From these embarrassments, military, political and economic, there would be in the long run only one sure way of escape. An independent Hungary would be driven against her will into a Balkan confederation. She would become the military ally of her Serb and Rumanian neighbors, and the interest of a customs union would bind her to them by ties more imperious than sentiment. It would be an admirable, and in some respects a national, solution of the Eastern question. A Balkan Confederation which included Hungary would have become in the military sense a Great Power. It could stand four-square against the neighboring empires, and realize at last the ideal of the "Balkans for the Balkan peoples." Hungary would be within it what Prussia is to Germany. The dream is not a mean one; but one may question whether it answers to anything in the Magyar soul. It is part of the pride of this Asiatic race, the latest comer to European soil, that it belongs to the West. The typical Magyar thinks of the Balkan races as Europe thinks of Africa. If he has really made up his mind to independence, it is either because he despairs of any more congenial destiny, or because he has not yet thought out all the consequences.

There is another possible explanation of this curious "independence" movement in Hungary. It may be a gigantic game of bluff. It is rather singular that it has not been more drastically repressed, and there is something a little suspicious in the way that the news about it has leaked out. It may suit Count Tisza's government to use it as a lever for imposing its demands on the German headquarters, and also in Vienna, It has already influenced German strategy; it may conceivably explain the efforts which Austria is supposed to have made to obtain a separate peace for the whole Dual Monarchy. If the Magyars, impressed by the local dangers which threaten them from north and south alike, are beginning to despair of a triumph for the Austro-German cause, it is by some such expedient as a threat to declare their independence that they would infallibly begin to work on the fears of Vienna and Berlin. The risk of a Rumanian intervention in the war must weigh with them. While Rumania still delays, they might by a patched-up peace secure at least the integrity of their territory. The Transylvanian question is not a simple issue of nationalism. The population of that province is indeed mainly Rumanian, but the landed class is of the proudest Magyar stock, and in the center of Transylvania there is a compact and numerous Magyar colony. To abandon these people of their own blood would be harder for the Magyar patriot than it is for the sentimental English Unionist to desert Ulster. To avert that danger, any surrender, any change would be preferable. On the eve of a Rumanian intervention, Hungary will be ready for any sacrifice to secure an instant peace. From the moment that this intervention takes place, if it is destined to take place, she will fight with her back to the wall, the most resolute and desperate item in the Germanic coalition. One may doubt whether she really desires independence, but it is probable that she desires peace with an awakened and apprehensive sincerity.

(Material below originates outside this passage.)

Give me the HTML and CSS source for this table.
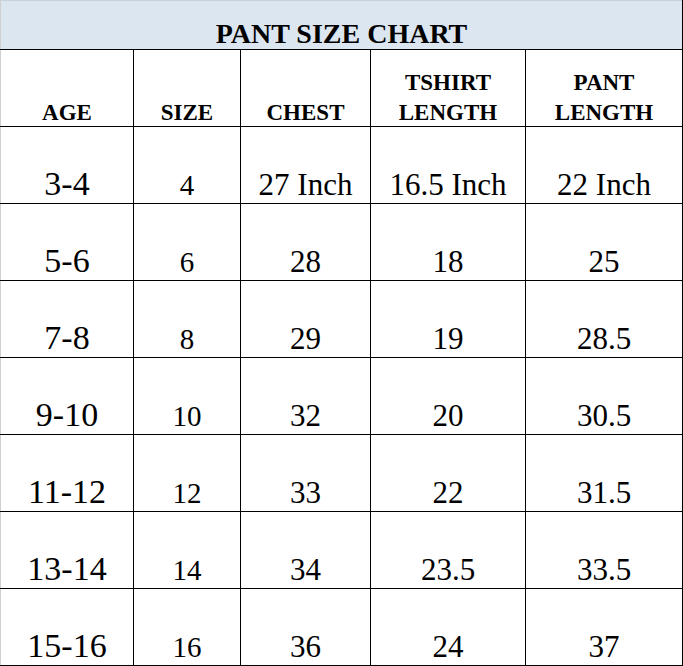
FILE: index.html
```html
<!DOCTYPE html>
<html>
<head>
<meta charset="utf-8">
<link rel="stylesheet" href="styles.css">
</head>
<body>
<table class="chart">
  <colgroup>
    <col class="c-age">
    <col class="c-size">
    <col class="c-chest">
    <col class="c-tshirt">
    <col class="c-pant">
  </colgroup>
  <thead>
    <tr class="title-row"><th colspan="5" class="title">PANT SIZE CHART</th></tr>
    <tr class="head-row">
      <th class="h first"><span class="h-text">AGE</span></th>
      <th class="h"><span class="h-text">SIZE</span></th>
      <th class="h"><span class="h-text">CHEST</span></th>
      <th class="h"><span class="h-text">TSHIRT<br>LENGTH</span></th>
      <th class="h"><span class="h-text">PANT<br>LENGTH</span></th>
    </tr>
  </thead>
  <tbody>
    <tr><td class="age first">3-4</td><td class="size">4</td><td class="val">27 Inch</td><td class="val">16.5 Inch</td><td class="val">22 Inch</td></tr>
    <tr><td class="age first">5-6</td><td class="size">6</td><td class="val">28</td><td class="val">18</td><td class="val">25</td></tr>
    <tr><td class="age first">7-8</td><td class="size">8</td><td class="val">29</td><td class="val">19</td><td class="val">28.5</td></tr>
    <tr><td class="age first">9-10</td><td class="size">10</td><td class="val">32</td><td class="val">20</td><td class="val">30.5</td></tr>
    <tr><td class="age first">11-12</td><td class="size">12</td><td class="val">33</td><td class="val">22</td><td class="val">31.5</td></tr>
    <tr><td class="age first">13-14</td><td class="size">14</td><td class="val">34</td><td class="val">23.5</td><td class="val">33.5</td></tr>
    <tr><td class="age first">15-16</td><td class="size">16</td><td class="val">36</td><td class="val">24</td><td class="val">37</td></tr>
  </tbody>
</table>
</body>
</html>
```
FILE: styles.css
```css
html, body {
  margin: 0;
  padding: 0;
  background: #ffffff;
}

body {
  font-family: "Liberation Serif", "Times New Roman", serif;
}

.chart {
  border-collapse: collapse;
  table-layout: fixed;
  width: 682px;
  font-family: "Liberation Serif", "Times New Roman", serif;
  color: #000;
}

.c-age { width: 133px; }
.c-size { width: 107px; }
.c-chest { width: 130px; }
.c-tshirt { width: 155px; }
.c-pant { width: 157px; }

.chart th,
.chart td {
  border: 1px solid #000;
  padding: 0;
  text-align: center;
  vertical-align: bottom;
}

.chart .first {
  border-left: 1px solid #d0d0d0;
}

.title-row { height: 49px; }

.chart .title {
  background: #dce6f1;
  border-top: 1px solid #c8d0da;
  border-left: 1px solid #d0d0d0;
  font-size: 28px;
  font-weight: bold;
  line-height: 30px;
}

.head-row { height: 77px; }

.chart .h {
  font-size: 23px;
  font-weight: bold;
  line-height: 30px;
}

.h-text {
  display: block;
  margin-bottom: -2px;
}

.chart tbody tr { height: 77px; }

.chart .age {
  font-size: 34px;
  line-height: 39px;
}

.chart .size {
  font-size: 29px;
  line-height: 36px;
}

.chart .val {
  font-size: 31px;
  line-height: 37px;
}
```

The omens do not point as yet to the general cataclysm which Sir Edward Grey foresaw. There is a limit to human energies, and men depressed by discipline and defeat, by peril and privation, do not turn readily to the work of revolution. A slow war which leaves the victors exhausted, even if it ends in a more decisive triumph than to-day seems thinkable, will find even the Allied statesmen in a comparatively conservative mood. Kingdoms and empires are not made and broken up in real life with the facility of a program by Mr. Wells. The chances are that the flood will leave Austro-Hungary standing. It may suffer considerable amputations. It may lose, by the illogical fate of war, its contented Poles and Ruthenians, no less than its restless Italians, Serbs and Rumanians. It may emerge a second-rate Power, destined for its great good to devote itself henceforward to the task of internal reorganization. But the economic and political reasons which forbid any real independence to Hungary—or to Bohemia—will make for its conservation. It inspires no love, but it arouses only lacal hates. It will survive as a convenience.